Я пытался сопротивляться, вернуть себе чудесный мир. Да, драконы ушли, но я объяснял это тем, что они боятся осенних дождей. Мне еще удавалось вообразить, что тот огромный парень-утес, так похожий своими очертаниями на человека, — принц, настигнутый злой судьбой, но я ничего не мог сделать для него, а он — для меня. С нами обоими случилась одна и та же беда: он навсегда превратился в камень, а я навсегда становился человеком, Я столкнулся с тем, что мир видимостей, которым хотела казаться реальность, был изворотлив, и самым впечатляющим из этих вывертов был уход детства.
Я спрашивал себя, жив ли я и к чему еще могло привести это поражение, которое теперь обязывало меня подчиняться законам природы. И правда, у меня начинались судороги и горячка. Анеля теряла голову, синьор Уголини денно и нощно вился вокруг меня. Привезли врача, он высказался за применение пиявок. Отец отослал и врача, и его пиявок. Он не слишком волновался. Парень быстро растет, говорил он, и его покидает детство, а это болезненный процесс. Как только он преодолеет этот порог, силы вернутся, он забудет и маленького мальчика, и заколдованный лес.
Теперь я знаю, что отец ошибался. Но он не мог предвидеть, что, оставаясь верным традициям нашей семьи, я выберу путь, которым никто из нас еще не следовал. Я не буду, как дед Ренато, жонглером, фокусником или канатоходцем, но мне понадобятся те же ловкость, гибкость и изворотливость, чтобы снискать расположение публики и добыть для нее минуты забвения, позволяющие в конце концов шире открыть глаза. Искусство паяца, искусство Гомера или искусство Рафаэля похожи друг на друга: смех-освободитель делает любое рабство еще более нестерпимым, так же как красота и воображение делают невыносимыми уродство и несправедливость, в которые мы погружены.
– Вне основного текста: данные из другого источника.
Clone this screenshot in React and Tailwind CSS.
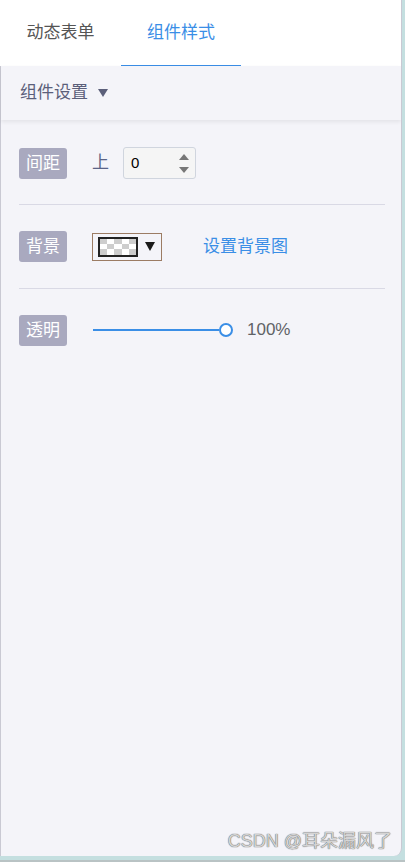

Я пройду тот же путь, что и все Дзага, но оставлю звездам их игры в волчок и их обязанность освещать небосклон и, вместо того чтобы терзать их вопросами о нашей судьбе, сам буду мастером по созданию тысяч судеб.
Итак, мой отец ошибся. Детство меня не покинуло. Просто оно затаилось, чтобы мне было легче притвориться взрослым. Таким способом оно по-матерински заботливо хотело дать мне окрепнуть, потому что невозможно жить среди людей и не защитить твердой оболочкой этот мечтательный и уязвимый тростник, который хранится внутри. Нет, люди не так уж злы и жестоки, они не стремятся сделать больно, а просто не знают, куда ставят ноги.
Глава IV
Когда я даю волю воспоминаниям, годы, лица и события толпятся в моей памяти, теснят друг друга в панической давке, словно пассажиры тонущего корабля, которых вот-вот ждет гибель и лишь немногих — спасение. Я спешу выхватить из этих разных жизней, прожитых мною, то, что в беспорядочной толкотне является моему взору: уже более тридцати томов стоит рядком у открытого окна, выходящего на белые балетные фигуры цветущих каштанов. XVIII век кажется мне ближе и реальнее, чем нынешний, рокочущий на улице Бак в дорожной пробке, но так случается, наверное, со всеми стариками. Я точнее помню свою жизнь в России в 70-х годах XVIII века или встречи с лордом Байроном, Мицкевичем и Пушкиным, чем приключения, едва не стоившие мне жизни, в 20-е годы, во времена большевистской революции, Дзержинского и Чека. Из-за этого я часто пренебрегаю законами правильно построенного повествования, которые я должен соблюдать ради любезных читателей, всегда мне доверявших и благосклонных ко мне. Именно читателям я обязан своей устроенной жизнью, и если у меня не такие извивы судьбы, как у деда Ренато, то потому, что он набил шишек во времена, когда достаточно было только нравиться, а сегодня почести в искусстве воздаются тем, кто умеет быть неприятным.
Но наведем во всем этом порядок.
У Ренато Дзага было три сына, мой отец Джузеппе — самый младший. Я никогда не знал его братьев. Знал только, что, едва им исполнялось пятнадцать, они отправлялись каждый своей дорогой на поиски приключений. Долгое время их судьба оставалась мне неизвестна. Только читая работу графа Потоцкого (которому также принадлежит книга «Рукопись, найденная в Сарагосе»), посвященную автоматам, на которые была тогда большая мода, я обнаружил несколько деталей, недостающих нашей семейной хронике. Так, я узнал, что старший из трех сыновей, Моро, порвал с семьей, протестуя против нашего ремесла; в письме, которое я нашел впоследствии в бумагах деда, он назвал его «прости-господи-профессией».